Americans Agree On A Lot. Words Used To Describe What We Agree On Reveal Our Divisions

Politics seems to dominate every aspect of the American conversation. Whatever the event or issue, it gets interpreted through a political lens and a divisive one at that. Is there anything political that Americans agree on? According to a July-August 2020 report from the Pew Research Center American Trends Panel, the answer is yes. For what it’s worth, respondents were equally divided between Democrats, Republicans and Independents. The report doesn’t indicate geographic, racial or gender distribution.

As close as Americans are likely to get to universal agreement, they give high value to the importance of: Government transparency; Separation of powers; Checks and balances; Minimizing money’s influence over public policy; Expecting serious consequence to misconduct in high office; Maintaining judicial independence; Respecting rights and freedoms; Expecting equal opportunity for all; The right to protest peacefully.

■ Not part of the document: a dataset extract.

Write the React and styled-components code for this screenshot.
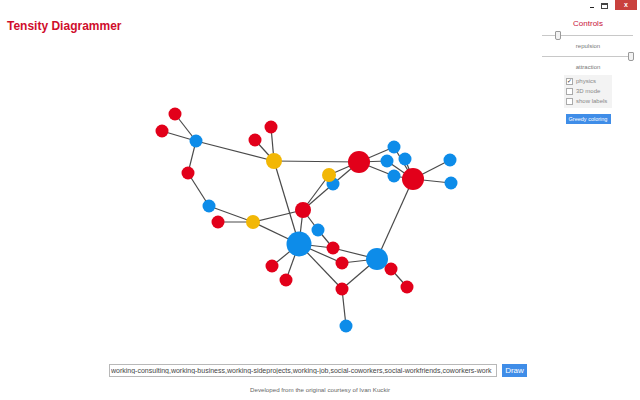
import React from 'react';
import styled, { createGlobalStyle } from 'styled-components';

const RED = '#e2001a';
const BLUE = '#0d8ce9';
const YELLOW = '#f2b705';

const nodes = {
  a: [175, 114, 6.5, RED], b: [162, 131, 6.5, RED], c: [188, 173, 6.5, RED],
  d: [218, 222, 6.5, RED], e: [271, 127, 6.5, RED], f: [255, 140, 6.5, RED],
  g: [333, 248, 6.5, RED], h: [342, 263, 6.5, RED], i: [272, 266, 6.5, RED],
  j: [286, 280, 6.5, RED], k: [342, 289, 6.5, RED], l: [391, 269, 6.5, RED],
  m: [407, 287, 6.5, RED], n: [359, 162, 11, RED], o: [413, 179, 11, RED],
  p: [303, 210, 8, RED],
  q: [196, 141, 6.5, BLUE], r: [209, 206, 6.5, BLUE], s: [333, 184, 6.5, BLUE],
  t: [318, 230, 6.5, BLUE], u: [394, 147, 6.5, BLUE], v: [387, 161, 6.5, BLUE],
  w: [405, 159, 6.5, BLUE], x: [394, 176, 6.5, BLUE], y: [450, 160, 6.5, BLUE],
  z: [451, 183, 6.5, BLUE], aa: [346, 326, 6.5, BLUE],
  bb: [299, 244, 12.5, BLUE], cc: [377, 259, 11, BLUE],
  dd: [274, 161, 8, YELLOW], ee: [329, 175, 7, YELLOW], ff: [253, 222, 7, YELLOW],
};

const edges = [
  ['a', 'q'], ['b', 'q'], ['q', 'c'], ['q', 'dd'], ['c', 'r'], ['r', 'ff'],
  ['d', 'ff'], ['e', 'dd'], ['f', 'dd'], ['dd', 'n'], ['dd', 'bb'], ['ff', 'p'],
  ['ff', 'bb'], ['ee', 'p'], ['s', 'p'], ['ee', 'n'], ['s', 'n'], ['n', 'u'],
  ['n', 'v'], ['n', 'x'], ['o', 'u'], ['o', 'v'], ['o', 'w'], ['o', 'x'],
  ['o', 'y'], ['o', 'z'], ['o', 'cc'], ['p', 'bb'], ['p', 't'], ['t', 'g'],
  ['g', 'cc'], ['bb', 'g'], ['bb', 'h'], ['bb', 'i'], ['bb', 'j'], ['bb', 'k'],
  ['h', 'cc'], ['cc', 'k'], ['cc', 'l'], ['l', 'm'], ['k', 'aa'],
];

const GlobalStyle = createGlobalStyle`
  html, body {
    margin: 0;
    padding: 0;
    background: #fff;
  }
  body {
    font-family: "Liberation Sans", Arial, sans-serif;
  }
`;

class App extends React.Component {
  render() {
    return (
      <Page>
        <GlobalStyle />
        <Chrome>
          <Minimize />
          <Maximize />
          <Close>x</Close>
        </Chrome>
        <Top>
          <Left>
            <Title>Tensity Diagrammer</Title>
            <Graph width="540" height="324" viewBox="0 34 540 324">
              {edges.map(([from, to]) => (
                <line
                  key={from + to}
                  x1={nodes[from][0]} y1={nodes[from][1]}
                  x2={nodes[to][0]} y2={nodes[to][1]}
                  stroke="#4a4a4a" strokeWidth="1.2"
                />
              ))}
              {Object.keys(nodes).map((id) => (
                <circle key={id} cx={nodes[id][0]} cy={nodes[id][1]} r={nodes[id][2]} fill={nodes[id][3]} />
              ))}
            </Graph>
          </Left>
          <Controls>
            <PanelTitle>Controls</PanelTitle>
            <Slider><Thumb pos={17} /></Slider>
            <SliderLabel>repulsion</SliderLabel>
            <Slider><Thumb pos={97} /></Slider>
            <SliderLabel>attraction</SliderLabel>
            <Options>
              <Option><Box>✓</Box>physics</Option>
              <Option><Box />3D mode</Option>
              <Option><Box />show labels</Option>
            </Options>
            <Greedy>Greedy coloring</Greedy>
          </Controls>
        </Top>
        <Form>
          <Input readOnly value="working-consulting,working-business,working-sideprojects,working-job,social-coworkers,social-workfriends,coworkers-work" />
          <Draw>Draw</Draw>
        </Form>
        <Footer>Developed from the original  courtesy of Ivan Kuckir</Footer>
      </Page>
    );
  }
}

export default App;

const Page = styled.div`
  position: relative;
  width: 640px;
  height: 400px;
  display: flex;
  flex-direction: column;
  overflow: hidden;
`
const Chrome = styled.div`
  position: absolute;
  top: 0;
  right: 3px;
  display: flex;
  align-items: flex-start;
  gap: 7px;
`
const Minimize = styled.div`
  width: 4px;
  height: 1px;
  margin-top: 7px;
  background: #222;
`
const Maximize = styled.div`
  width: 5px;
  height: 3px;
  margin-top: 3px;
  border: 1px solid #444;
  border-top-width: 2px;
`
const Close = styled.div`
  width: 22px;
  height: 10px;
  background: #c9413d;
  color: #fff;
  font-size: 7px;
  font-weight: bold;
  line-height: 9px;
  text-align: center;
`
const Top = styled.div`
  display: grid;
  grid-template-columns: 540px 100px;
  height: 358px;
`
const Left = styled.div`
  display: flex;
  flex-direction: column;
`
const Title = styled.div`
  padding: 18px 0 0 7px;
  height: 16px;
  font-size: 12px;
  line-height: 16px;
  font-weight: bold;
  color: #cf0d2c;
`
const Graph = styled.svg`
  display: block;
`
const Controls = styled.div`
  display: flex;
  flex-direction: column;
  align-items: center;
  padding-top: 19px;
`
const PanelTitle = styled.div`
  font-size: 8px;
  line-height: 10px;
  color: #c8103a;
  margin-left: -4px;
`
const Slider = styled.div`
  position: relative;
  width: 91px;
  height: 1px;
  margin: 6px 0 0 -6px;
  background: #c8c8c8;
`
const Thumb = styled.div`
  position: absolute;
  top: -4px;
  left: ${p => p.pos}%;
  width: 4px;
  height: 7px;
  margin-left: -2px;
  border: 1px solid #9a9a9a;
  border-radius: 1px 1px 2px 2px;
  background: #f2f2f2;
`
const SliderLabel = styled.div`
  margin: 7px 0 0 -4px;
  font-size: 6px;
  line-height: 7px;
  color: #777;
`
const Options = styled.div`
  display: flex;
  flex-direction: column;
  gap: 3px;
  width: 44px;
  margin: 4px 0 0 -4px;
  padding: 3px 2px 3px 2px;
  background: #f3f3f3;
`
const Option = styled.div`
  display: flex;
  align-items: center;
  gap: 3px;
  font-size: 6px;
  line-height: 7px;
  color: #888;
  white-space: nowrap;
`
const Box = styled.span`
  display: inline-flex;
  align-items: center;
  justify-content: center;
  width: 5px;
  height: 5px;
  border: 1px solid #aaa;
  background: #fff;
  color: #333;
  font-size: 6px;
  line-height: 5px;
`
const Greedy = styled.div`
  margin: 6px 0 0 -4px;
  width: 45px;
  height: 10px;
  background: #3f8de8;
  color: #fff;
  font-size: 5.5px;
  line-height: 10px;
  text-align: center;
  white-space: nowrap;
`
const Form = styled.div`
  display: flex;
  justify-content: center;
  gap: 5px;
  padding-top: 6px;
  padding-right: 4px;
`
const Input = styled.input`
  box-sizing: border-box;
  width: 388px;
  height: 13px;
  padding: 0 1px;
  border: 1px solid #b8b8b8;
  font-family: "Liberation Sans", Arial, sans-serif;
  font-size: 7px;
  color: #444;
  outline: none;
`
const Draw = styled.div`
  width: 25px;
  height: 13px;
  background: #3f8de8;
  color: #fff;
  font-size: 8px;
  line-height: 13px;
  text-align: center;
`
const Footer = styled.div`
  margin-top: 9px;
  text-align: center;
  font-size: 6.2px;
  color: #666;
`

They’re also in general agreement that the government doesn’t do any of it very well.

Two items are of particular interest to me. One is the question about the importance of respecting the rights and freedoms of all people. The other asks how important it is that everyone has an equal opportunity to succeed.

Both conservative and liberal acquaintances place a high value on respecting the rights and freedoms of all people but use different words to describe what they mean. Conservatives work from the perspective of nonnegotiable individualism. Individuals, acting ethically in their self interest, are sufficient to keep each other in check. Private charity is sufficient to care for those in deserving need. Life is full of consequences, and if some can’t make it, that’s sad, but it’s their own fault. Government, as little as possible, is always a threat to rights and freedoms.

Liberals, placing and equal value on rights and freedom, use a different vocabulary constructed around the systems that establish and govern the community as a whole. Government defines what rights and freedoms are, who has access to them, what their limitations are, and how matters of justice are to be resolved. It is society’s responsibility, working through government, to assure that rights and freedom are broadly defined and assured as equitably as possible. They believe individualism can exacerbate selfish injustice and facilitate accumulation of power among a few wealthy elite.

Conservatives and liberals agree that respect for the rights and freedom of every person is “very important” (very important is the phrase used in the survey) to the future of our democracy, but it’s hard to see how the two vocabularies can be reconciled if each refuses to listen with understanding to the other. Intransigence has become a deliberate political strategy that bets on a winner take all outcome in which negotiation is neither desired nor tolerated. There’s a temptation to blame each side equally, but, as a strategy, it was employed in force after the 2010 elections exclusively by tea party-freedom caucus conservatives, although Newt Gingrich used it as much as he could during his speakership in the late 1990s.

The second item of special interest is the near universal agreement that it’s “very important” to the future of the nation that everyone has an equal opportunity to succeed. Liberals look at the history of systemic racism built into the fabric of American life through law, regulation, practice and prejudice, and assert that equal opportunity has been, and continues to be, denied to people of color, especially blacks. Conservatives deny there is systemic racism in contemporary America, and that past historical injustices should be left there. They appeal to the difficulties the white lower classes have had to endure, and to examples of people of color who have risen to high levels of accomplishment. It’s proof enough for them that equal opportunity is available to anyone willing to work for it. Liberal vs. conservative opinions on whether women are systemically disadvantaged are less certain, and complicated by positions on abortion, so for the moment that has to be set aside as a subject worthy of its own discussion at another time.

It comes down to more than finding ways to improve communication with understanding across the legislative aisles. More is at stake. Conservatives of our era are determined to abandon the liberal social and economic policies that have defined the American way of life. Today’s conservative leaders are fully aware that they prefer a democracy in which centralized power resides with those who control economic wealth. They’ve convinced their base that the liberal alternative leads to radical socialism of the worst sort.

Liberals desire to continue progress toward realization of the American promise we now read into our founding documents. It requires an active government creating conditions in which rights, freedom and opportunity are cemented into legislation and policy. They believe an adequately informed and educated public can be trusted to vote for representation that will work for the good of the whole while preserving individual rights and freedoms. Liberals believe the health of our republic requires diversified centers of political and economic power, and leaders who are committed to equality and social justice.

The 2020 election requires more than a massive liberal shift. It must also result in the energization of a new conservative movement equally committed to liberal democracy, but acting as agents of caution with a determined concern for efficient, effective use of public resources.